Stevie Ray Vaughan’s rhythm section (known as Double Trouble) produced and backed Cummings on his debut album in 2003, From the Heart.  He has since released nine additional albums (with one due to be released soon).   He also recorded an instructional DVD for the Hal Leonard Corporation, titled Working Man Blues Guitar.  His 2022 release, Ten, was recorded in Peter Frampton’s Phenix Studios in Nashville with engineer/producer Chuck Ainlay and earned critical acclaim.  It featured Vince Gill on one track.

“Chuck knew Vince really well and he mentioned that he thought Vince would be really good on the track. I asked, ‘Vince who?’ When I found out that he was talking about Vince Gill, it was another ‘pinch me’ moment.”

Perhaps the best-known track on that album is “Too Old to Grow Up Now,” which seems to be a tribute to his fun-loving spirit.  The other musicians on that album were not his usual touring band, and he was asked how that occurred.

“Producers usually have their own team—they speak the same language.  It’s a totally different scene from touring, doing an album.  I understand that from a building perspective.  You don’t have the drywaller do the concrete work.”

imageCummings has toured for many years with the same drummer, Warren Grant, but often has different bass players.  He is known for being the bandleader of power trios, but recently has strayed from that model.

“I’m not easy to play with because I don’t stick to form.  I don’t use a playlist and go off script, doing different tempos and song within songs, etc.  For a long time, I had trouble finding bass players but now I’m having unbelievable bass players playing with me and am enjoying the positive energy they bring.  I have also added keys for the first time.  Kevin McKendree was Delbert’s player for thirty years and he adds a whole new element.  I would like to work towards a second guitar and background singers too.”

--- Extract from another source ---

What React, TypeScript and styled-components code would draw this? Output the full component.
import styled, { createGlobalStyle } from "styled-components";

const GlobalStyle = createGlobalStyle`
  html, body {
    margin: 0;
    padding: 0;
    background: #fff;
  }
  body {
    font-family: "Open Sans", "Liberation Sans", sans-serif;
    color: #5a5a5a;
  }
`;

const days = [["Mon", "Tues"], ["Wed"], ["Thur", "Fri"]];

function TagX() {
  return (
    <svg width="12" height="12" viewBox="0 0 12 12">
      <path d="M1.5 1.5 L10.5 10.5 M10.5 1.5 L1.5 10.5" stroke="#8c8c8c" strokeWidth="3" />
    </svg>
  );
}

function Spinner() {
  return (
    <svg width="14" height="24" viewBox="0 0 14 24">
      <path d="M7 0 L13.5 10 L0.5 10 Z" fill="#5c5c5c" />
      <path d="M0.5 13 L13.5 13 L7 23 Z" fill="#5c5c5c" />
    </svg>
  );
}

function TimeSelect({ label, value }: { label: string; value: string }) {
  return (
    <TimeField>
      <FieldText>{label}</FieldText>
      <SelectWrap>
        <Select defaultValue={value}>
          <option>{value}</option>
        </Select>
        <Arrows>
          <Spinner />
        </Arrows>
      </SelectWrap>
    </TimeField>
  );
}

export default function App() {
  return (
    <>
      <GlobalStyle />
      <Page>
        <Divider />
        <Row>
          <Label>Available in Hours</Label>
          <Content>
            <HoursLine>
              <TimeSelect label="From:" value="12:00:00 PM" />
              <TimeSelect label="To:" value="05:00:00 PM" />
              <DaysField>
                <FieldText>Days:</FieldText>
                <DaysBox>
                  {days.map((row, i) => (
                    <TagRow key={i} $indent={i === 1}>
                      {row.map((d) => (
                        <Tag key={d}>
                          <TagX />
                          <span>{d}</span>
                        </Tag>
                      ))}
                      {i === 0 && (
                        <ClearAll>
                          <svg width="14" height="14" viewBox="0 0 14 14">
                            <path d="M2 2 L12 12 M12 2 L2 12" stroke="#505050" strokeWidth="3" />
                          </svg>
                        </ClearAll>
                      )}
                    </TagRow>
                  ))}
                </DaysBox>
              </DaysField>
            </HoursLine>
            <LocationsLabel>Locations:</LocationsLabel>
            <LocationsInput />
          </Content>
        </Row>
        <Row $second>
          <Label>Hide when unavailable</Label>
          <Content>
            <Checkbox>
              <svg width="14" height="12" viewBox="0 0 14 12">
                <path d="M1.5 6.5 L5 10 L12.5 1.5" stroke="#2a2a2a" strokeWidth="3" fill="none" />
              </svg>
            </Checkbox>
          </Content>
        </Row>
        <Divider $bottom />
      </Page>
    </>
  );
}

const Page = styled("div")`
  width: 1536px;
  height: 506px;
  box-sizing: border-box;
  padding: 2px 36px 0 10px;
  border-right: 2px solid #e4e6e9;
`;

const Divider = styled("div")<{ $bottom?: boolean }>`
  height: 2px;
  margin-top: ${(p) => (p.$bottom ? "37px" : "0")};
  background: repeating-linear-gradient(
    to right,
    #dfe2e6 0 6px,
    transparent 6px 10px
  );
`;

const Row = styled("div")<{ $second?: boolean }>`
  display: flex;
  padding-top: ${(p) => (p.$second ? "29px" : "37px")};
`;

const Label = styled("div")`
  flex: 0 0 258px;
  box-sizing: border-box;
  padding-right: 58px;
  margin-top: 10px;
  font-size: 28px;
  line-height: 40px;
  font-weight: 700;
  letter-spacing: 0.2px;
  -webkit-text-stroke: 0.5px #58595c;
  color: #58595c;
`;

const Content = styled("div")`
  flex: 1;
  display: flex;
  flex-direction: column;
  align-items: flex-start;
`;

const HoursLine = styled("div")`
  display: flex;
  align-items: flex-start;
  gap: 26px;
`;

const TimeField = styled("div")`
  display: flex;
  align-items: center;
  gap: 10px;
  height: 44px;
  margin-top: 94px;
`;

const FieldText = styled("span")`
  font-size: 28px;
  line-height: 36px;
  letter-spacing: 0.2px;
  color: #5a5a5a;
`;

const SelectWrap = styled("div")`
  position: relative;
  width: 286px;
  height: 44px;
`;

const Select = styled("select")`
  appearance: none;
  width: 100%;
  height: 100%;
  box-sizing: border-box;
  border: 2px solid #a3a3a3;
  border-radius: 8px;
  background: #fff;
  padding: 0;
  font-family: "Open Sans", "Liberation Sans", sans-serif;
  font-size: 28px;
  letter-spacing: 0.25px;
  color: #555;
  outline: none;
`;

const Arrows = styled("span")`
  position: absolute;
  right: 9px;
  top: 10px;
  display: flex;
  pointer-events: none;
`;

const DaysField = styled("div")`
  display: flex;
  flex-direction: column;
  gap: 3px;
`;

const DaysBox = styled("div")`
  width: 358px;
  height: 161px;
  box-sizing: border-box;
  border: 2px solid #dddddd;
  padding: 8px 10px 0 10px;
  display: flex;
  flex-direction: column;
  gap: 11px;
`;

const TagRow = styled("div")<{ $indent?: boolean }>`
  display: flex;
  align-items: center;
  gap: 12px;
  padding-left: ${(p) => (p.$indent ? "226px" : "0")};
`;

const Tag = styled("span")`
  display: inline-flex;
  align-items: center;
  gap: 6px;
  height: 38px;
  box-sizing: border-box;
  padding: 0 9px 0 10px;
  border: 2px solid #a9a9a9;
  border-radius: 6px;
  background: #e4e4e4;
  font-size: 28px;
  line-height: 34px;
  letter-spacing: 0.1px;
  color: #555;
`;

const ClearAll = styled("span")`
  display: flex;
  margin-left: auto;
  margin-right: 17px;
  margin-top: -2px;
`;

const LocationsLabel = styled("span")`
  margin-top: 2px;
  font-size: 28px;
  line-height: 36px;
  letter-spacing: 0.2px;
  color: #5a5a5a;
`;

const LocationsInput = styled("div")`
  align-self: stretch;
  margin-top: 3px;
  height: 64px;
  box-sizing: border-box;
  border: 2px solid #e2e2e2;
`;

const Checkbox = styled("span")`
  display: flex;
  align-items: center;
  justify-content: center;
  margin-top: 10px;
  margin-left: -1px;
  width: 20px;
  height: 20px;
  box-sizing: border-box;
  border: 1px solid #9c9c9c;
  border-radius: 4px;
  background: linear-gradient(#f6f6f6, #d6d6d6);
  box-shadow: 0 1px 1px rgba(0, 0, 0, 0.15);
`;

Cummings’ next album, Strong, was just released on February 16, 2024, and is produced by Grammy Award winner, Tom Hambridge.  With the exception of “Goin’ Down Slow”, and a bluesy version of Lennon & McCartney’s song, “Why Don’t We Do It in the Road,” it contains all original tracks.  He noted that Ten exposed a bit more of himself personally, but Strong is even more deeply personal, with some very emotional lyrics.  One of the most powerful songs, (which is already getting a strongly positive response from audiences), is the song “Let it Burn”.

“It’s about not being able to change anyone else’s mind.  You can’t make them see things that they are too blind to see, so it’s saying if you want to burn it down, I’ll help you.  ‘My Sister’s Guitar’ is also a very deep song for me and is written for my sister who passed away four years ago.  She was my best friend and my ‘best man’ at my wedding.  I wrote that after my brother-in-law brought a guitar case out the day after my sister died and said it was my sister’s guitar, and that it was for me.  I haven’t tried to sing that one for an audience yet. That will be hard. I’m literally xposing the full belly with these songs.”

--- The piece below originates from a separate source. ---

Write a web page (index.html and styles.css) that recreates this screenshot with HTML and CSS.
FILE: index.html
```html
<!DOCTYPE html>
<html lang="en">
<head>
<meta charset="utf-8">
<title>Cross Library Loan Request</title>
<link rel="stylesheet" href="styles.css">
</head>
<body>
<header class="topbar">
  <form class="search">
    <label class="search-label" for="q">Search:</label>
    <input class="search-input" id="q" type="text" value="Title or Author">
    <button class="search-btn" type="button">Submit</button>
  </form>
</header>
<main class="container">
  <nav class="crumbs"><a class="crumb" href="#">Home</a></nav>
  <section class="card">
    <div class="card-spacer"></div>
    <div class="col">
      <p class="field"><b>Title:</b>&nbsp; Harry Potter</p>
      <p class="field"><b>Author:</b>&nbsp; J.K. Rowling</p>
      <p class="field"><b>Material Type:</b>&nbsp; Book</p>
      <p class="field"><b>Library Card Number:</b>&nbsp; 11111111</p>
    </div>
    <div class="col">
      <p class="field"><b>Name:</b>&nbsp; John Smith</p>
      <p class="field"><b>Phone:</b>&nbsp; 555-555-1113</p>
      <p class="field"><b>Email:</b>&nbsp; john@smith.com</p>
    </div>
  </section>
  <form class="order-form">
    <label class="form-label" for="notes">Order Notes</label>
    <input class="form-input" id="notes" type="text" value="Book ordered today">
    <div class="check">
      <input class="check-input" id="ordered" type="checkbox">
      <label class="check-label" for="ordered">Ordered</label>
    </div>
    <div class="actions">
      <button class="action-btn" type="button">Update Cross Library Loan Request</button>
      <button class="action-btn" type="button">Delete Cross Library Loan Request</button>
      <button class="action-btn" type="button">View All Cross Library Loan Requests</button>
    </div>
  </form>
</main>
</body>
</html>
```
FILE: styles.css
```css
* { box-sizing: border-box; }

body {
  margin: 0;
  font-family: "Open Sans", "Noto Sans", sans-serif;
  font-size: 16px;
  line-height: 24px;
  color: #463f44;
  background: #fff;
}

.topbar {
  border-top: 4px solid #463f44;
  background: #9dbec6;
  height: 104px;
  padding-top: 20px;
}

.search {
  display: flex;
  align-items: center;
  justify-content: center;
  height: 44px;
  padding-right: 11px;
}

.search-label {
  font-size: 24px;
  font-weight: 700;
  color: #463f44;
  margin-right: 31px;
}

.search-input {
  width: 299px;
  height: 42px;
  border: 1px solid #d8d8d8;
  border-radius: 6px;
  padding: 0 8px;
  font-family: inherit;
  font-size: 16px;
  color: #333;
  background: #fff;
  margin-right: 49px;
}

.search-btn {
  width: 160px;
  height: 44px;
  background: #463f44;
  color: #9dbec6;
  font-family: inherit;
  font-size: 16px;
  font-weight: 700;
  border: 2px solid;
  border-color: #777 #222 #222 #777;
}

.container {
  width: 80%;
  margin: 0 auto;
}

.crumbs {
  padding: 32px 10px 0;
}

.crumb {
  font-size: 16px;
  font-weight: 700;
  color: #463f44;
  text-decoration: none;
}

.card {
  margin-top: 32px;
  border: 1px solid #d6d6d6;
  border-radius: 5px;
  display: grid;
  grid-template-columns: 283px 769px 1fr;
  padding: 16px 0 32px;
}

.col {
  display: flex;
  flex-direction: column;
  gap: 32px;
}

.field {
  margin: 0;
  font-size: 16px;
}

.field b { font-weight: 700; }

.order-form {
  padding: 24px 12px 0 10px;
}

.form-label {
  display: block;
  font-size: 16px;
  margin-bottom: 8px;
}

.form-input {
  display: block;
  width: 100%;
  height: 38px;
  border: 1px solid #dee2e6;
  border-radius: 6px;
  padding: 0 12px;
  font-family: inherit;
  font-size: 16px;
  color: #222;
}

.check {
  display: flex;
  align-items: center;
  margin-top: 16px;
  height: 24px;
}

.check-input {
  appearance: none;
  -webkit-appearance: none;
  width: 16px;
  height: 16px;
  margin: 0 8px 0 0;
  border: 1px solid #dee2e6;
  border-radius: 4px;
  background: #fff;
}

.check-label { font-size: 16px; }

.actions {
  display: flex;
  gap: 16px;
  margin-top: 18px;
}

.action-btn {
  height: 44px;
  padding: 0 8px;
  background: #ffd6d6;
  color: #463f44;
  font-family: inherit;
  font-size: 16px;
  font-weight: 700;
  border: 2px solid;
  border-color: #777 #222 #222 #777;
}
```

Cummings noted that it took many years for people in the music industry to take him seriously, since he had the building company and did not tour much while his two sons were very young.

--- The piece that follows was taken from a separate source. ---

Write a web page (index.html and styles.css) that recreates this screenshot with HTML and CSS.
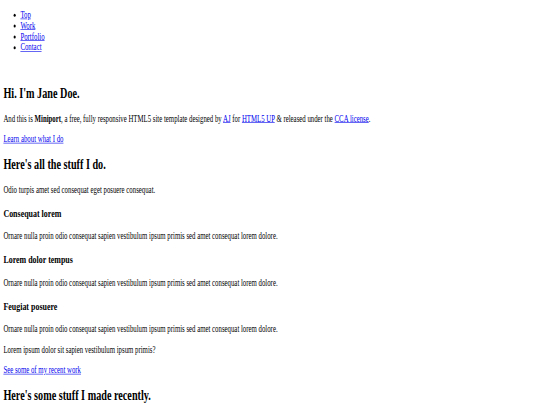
FILE: index.html
```
<!DOCTYPE html>
<html>
<head>
<meta charset="utf-8">
<link rel="stylesheet" href="styles.css">
</head>
<body>
<div class="page">
  <nav class="nav">
    <ul>
      <li><a href="#top">Top</a></li>
      <li><a href="#work">Work</a></li>
      <li><a href="#portfolio">Portfolio</a></li>
      <li><a href="#contact">Contact</a></li>
    </ul>
  </nav>
  <article class="wrapper">
    <div class="intro-image"></div>
    <header><h1>Hi. I'm <strong>Jane Doe</strong>.</h1></header>
    <p>And this is <strong>Miniport</strong>, a free, fully responsive HTML5 site template designed by <a href="#">AJ</a> for <a href="#">HTML5 UP</a> &amp; released under the <a href="#">CCA license</a>.</p>
    <a href="#work">Learn about what I do</a>
  </article>
  <article class="wrapper">
    <header>
      <h2>Here's all the stuff I do.</h2>
      <p>Odio turpis amet sed consequat eget posuere consequat.</p>
    </header>
    <section><h3>Consequat lorem</h3><p>Ornare nulla proin odio consequat sapien vestibulum ipsum primis sed amet consequat lorem dolore.</p></section>
    <section><h3>Lorem dolor tempus</h3><p>Ornare nulla proin odio consequat sapien vestibulum ipsum primis sed amet consequat lorem dolore.</p></section>
    <section><h3>Feugiat posuere</h3><p>Ornare nulla proin odio consequat sapien vestibulum ipsum primis sed amet consequat lorem dolore.</p></section>
    <footer>
      <p>Lorem ipsum dolor sit sapien vestibulum ipsum primis?</p>
      <a href="#portfolio">See some of my recent work</a>
    </footer>
  </article>
  <article class="wrapper">
    <header><h2>Here's some stuff I made recently.</h2></header>
  </article>
</div>
</body>
</html>
```
FILE: styles.css
```
html, body {
  margin: 0;
  padding: 0;
  background: #ffffff;
  overflow: hidden;
}
.page {
  width: 1270px;
  padding: 16px 8px 0;
  font-family: "Liberation Serif", "Times New Roman", serif;
  font-size: 16px;
  color: #000000;
  transform: scale(0.425, 0.6);
  transform-origin: 0 0;
}
.nav ul {
  margin: 0 0 16px;
  padding-left: 40px;
}
.intro-image {
  height: 18px;
}
a {
  color: #0000ee;
}
h1 {
  font-size: 24px;
  margin: 19.92px 0;
}
h2 {
  font-size: 24px;
  margin: 19.92px 0;
}
h3 {
  font-size: 18.72px;
  margin: 18.72px 0;
}
p {
  margin: 16px 0;
}
```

“I think the industry, agents and promoters thought, ‘He’s a builder, not a musician.  Why would we take him on?’  They thought I was a hobbyist.  I don’t blame them for that. They couldn’t possibly know the passion inside of me.  Also, one day I came home from being gone six weeks touring in support of BB King.  I had left my little guy who was four or five at the time, and when I came back, I noticed he had grown, and I thought ‘I’m not going to be out there—they need their dad more than I need that.’  But now they are old enough, at twenty-three and twenty-eight.  So, I’m ready to go kill it!  And, I have learned to love criticism, because when the criticism comes, you know you are going up.  Nobody picks on someone who isn’t rising up.  I can’t stand the word ‘hate’ though.  I don’t want people who bring hate bumping up into my wall of love that is around me.  I’m happy to say that I’m feeling accepted on this cruise.  People are coming up to me and relating to me in a different way than before.  I’ve never felt love like I have felt on this cruise.  I feel like I can conquer the world!”